= Problem =
Reproduce the listing below in full and without alteration, apart from its pictures.

+-------+

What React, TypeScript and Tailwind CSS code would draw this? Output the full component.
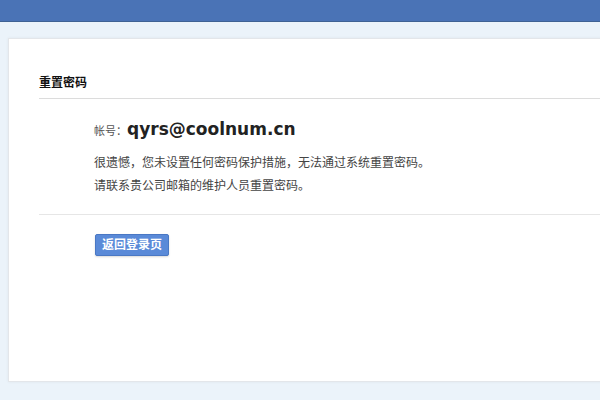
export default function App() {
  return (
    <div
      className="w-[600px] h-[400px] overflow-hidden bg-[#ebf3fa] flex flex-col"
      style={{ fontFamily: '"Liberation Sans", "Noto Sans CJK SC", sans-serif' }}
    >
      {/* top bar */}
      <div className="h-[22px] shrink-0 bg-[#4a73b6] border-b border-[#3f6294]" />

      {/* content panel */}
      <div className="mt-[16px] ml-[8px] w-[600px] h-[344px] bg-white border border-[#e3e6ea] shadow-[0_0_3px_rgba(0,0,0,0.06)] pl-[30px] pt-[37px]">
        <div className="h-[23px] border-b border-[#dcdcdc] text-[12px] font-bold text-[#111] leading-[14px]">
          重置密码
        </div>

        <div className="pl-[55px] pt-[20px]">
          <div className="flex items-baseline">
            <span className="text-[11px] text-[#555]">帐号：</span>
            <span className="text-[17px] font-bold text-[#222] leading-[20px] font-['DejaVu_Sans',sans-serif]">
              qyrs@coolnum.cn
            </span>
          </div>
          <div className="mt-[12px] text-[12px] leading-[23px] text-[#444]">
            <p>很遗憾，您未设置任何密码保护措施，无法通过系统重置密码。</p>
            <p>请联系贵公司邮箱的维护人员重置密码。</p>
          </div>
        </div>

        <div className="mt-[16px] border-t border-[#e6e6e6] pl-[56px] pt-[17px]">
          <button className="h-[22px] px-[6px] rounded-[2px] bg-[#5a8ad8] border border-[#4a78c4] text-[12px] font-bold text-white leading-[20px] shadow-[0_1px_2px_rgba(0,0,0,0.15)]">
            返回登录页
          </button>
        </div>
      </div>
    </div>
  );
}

+-------+

= Exercise answer =
What React, TypeScript and Tailwind CSS code would draw this? Output the full component.
export default function App() {
  return (
    <div
      className="w-[600px] h-[400px] overflow-hidden bg-[#ebf3fa] flex flex-col"
      style={{ fontFamily: '"Liberation Sans", "Noto Sans CJK SC", sans-serif' }}
    >
      {/* top bar */}
      <div className="h-[22px] shrink-0 bg-[#4a73b6] border-b border-[#3f6294]" />

      {/* content panel */}
      <div className="mt-[16px] ml-[8px] w-[600px] h-[344px] bg-white border border-[#e3e6ea] shadow-[0_0_3px_rgba(0,0,0,0.06)] pl-[30px] pt-[37px]">
        <div className="h-[23px] border-b border-[#dcdcdc] text-[12px] font-bold text-[#111] leading-[14px]">
          重置密码
        </div>

        <div className="pl-[55px] pt-[20px]">
          <div className="flex items-baseline">
            <span className="text-[11px] text-[#555]">帐号：</span>
            <span className="text-[17px] font-bold text-[#222] leading-[20px] font-['DejaVu_Sans',sans-serif]">
              qyrs@coolnum.cn
            </span>
          </div>
          <div className="mt-[12px] text-[12px] leading-[23px] text-[#444]">
            <p>很遗憾，您未设置任何密码保护措施，无法通过系统重置密码。</p>
            <p>请联系贵公司邮箱的维护人员重置密码。</p>
          </div>
        </div>

        <div className="mt-[16px] border-t border-[#e6e6e6] pl-[56px] pt-[17px]">
          <button className="h-[22px] px-[6px] rounded-[2px] bg-[#5a8ad8] border border-[#4a78c4] text-[12px] font-bold text-white leading-[20px] shadow-[0_1px_2px_rgba(0,0,0,0.15)]">
            返回登录页
          </button>
        </div>
      </div>
    </div>
  );
}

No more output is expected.